"Grazie alla musica in tv finalmente si parla di talento"

Mogol, il re dei parolieri: "Anche Battisti avrebbe accettato di andare a X Factor". E racconta: "Gaber insegnato al liceo? La cultura popolare è la madre di tutte le culture"

"Grazie alla musica in tv finalmente si parla di talento"

Milano - Ma certo, forse manca Mogol. Alla musica che sta fiorendo in tv si potrebbe aggiungere l’esperienza del padre di tutti i parolieri che con la sua scuola, il Cet, da quasi vent’anni allena i musicisti a mettersi in contatto con il pubblico. Lezioni, lezioni e lezioni. Ieri sera Mogol avrebbe dovuto partecipare alla semifinale di X Factor poi annullata a causa del terremoto in Abruzzo e a lui «sembra anche giusto, mica si può cantare quando c’è così tanto dolore in giro». Però, da grande maestro della musica leggera, è l’osservatore ideale per fotografare l’evoluzione che in pochi anni ha portato le canzoni a essere di nuovo protagoniste, in tv e non solo lì (finalmente).

Mogol, sembra che ci sia aria nuova.
«Il segreto è sempre la promozione: una canzone può essere bellissima ma, se rimane nel cassetto, nessuno l’ascolterà mai. È anche vero che la gente seleziona ciò che può ascoltare, perciò bisogna essere meritocratici nell’individuare i brani da lanciare».

Quando non è accaduto così?
«Mi dicono che all’ultimo Festival di Sanremo siano stati i cosiddetti “padrini” a scegliere le canzoni delle nuove proposte da mandare in gara. Ecco, secondo me è stato un errore. Quando si dà il potere solo all’audience, si nega la meritocrazia».

Dai giovani è uscita anche Arisa.
«E ha portato un po’ di ossigeno. Anche lei è passata dal Cet».

E Giuseppe Anastasi, l’autore del suo brano «Sincerità», è uno dei docenti.
«Giuseppe è bravissimo. Per diventare insegnante ha sudato, come si dice, le sette camicie. Perché il talento si costruisce, bisogna coltivarlo. Tutti quelli che ce la fanno, è perché hanno lavorato più degli altri».

Ma che cos’è il talento?
«Nella musica è la capacità di instaurare un dialogo con gli ascoltatori. Chi ci riesce, vuol dire che ha le doti per farlo».

Adesso a segnalare i talentuosi ci pensa la tv, più delle case discografiche.
«Capisce com’è cambiata la situazione?».

Segue «Amici» in tv?
«Talvolta. Mi dispiace che in qualche occasione i ragazzi siano stati irrispettosi nei confronti dei loro insegnanti e questo rischia di non essere un buon esempio».

E «X Factor»?
«Be’, Giusy Ferreri mi sembra abbia avuto una produzione di alto livello».

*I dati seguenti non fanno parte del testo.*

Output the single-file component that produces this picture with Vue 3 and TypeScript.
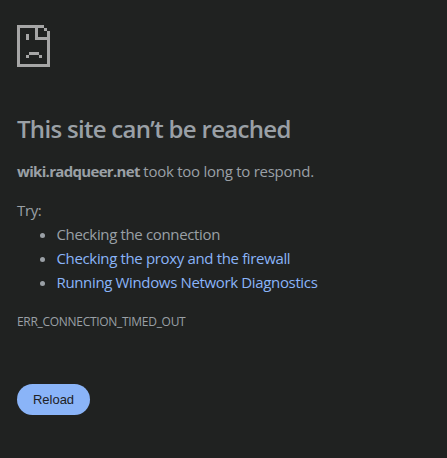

Ma Lucio Battisti avrebbe mai partecipato a «X Factor», quand’era un debuttante?
«Forse avrebbe potuto essere attirato. Se gli avessero detto “vieni in tv a cantare una canzone” avrebbe potuto accettare, perché no? Lui era una macchina per lavorare, uno che analizzava tutta la musica del mondo, aveva davvero una grande cultura musicale».

Cosa potrebbe fare Mogol per i talent show della tv?
«La tv deve avere il suo percorso. Loro seguono un criterio, noi al Cet ne seguiamo un altro».

Magari potrebbe nascere una sinergia?
«Potrebbe. Ma lo dice lei. In ogni caso, il grande merito di questi show tv è che la gente sta spostando la propria attenzione verso il talento».

Anche il ministro Gelmini ha lanciato il progetto di insegnare l’opera di Giorgio Gaber alle superiori. Un segnale preciso.
«Dopotutto le canzoni, e quelle di Gaber sono un esempio altissimo, fanno parte della cultura popolare, che è la madre di tutte le culture. Spesso si fa l’errore di pensare che la cultura popolare sia la cultura per la gente non colta. Gravissimo sbaglio. Io ho creato il Cet (che è diventato un centro di eccellenza universitaria) anche per questo: l’ho fatto perché se le nuove generazioni non avranno cultura popolare di qualità, possiamo aspettarci qualsiasi cosa».

L’anno scorso per individuare nuovi talenti ha lanciato anche il premio Mogol, che si tiene a Forte di Bard organizzato dalla regione Valle D’Aosta.
«E quest’anno andrà in scena il 15 giugno.

Mi piacerebbe diventasse un evento televisivo: vogliamo parlare di cultura in senso semplice, ci sarà anche Marcello Veneziani».

Sarebbe un’altra occasione di ascoltare musica in tv.
«E di dare più spazio e più chance a chi se lo merita».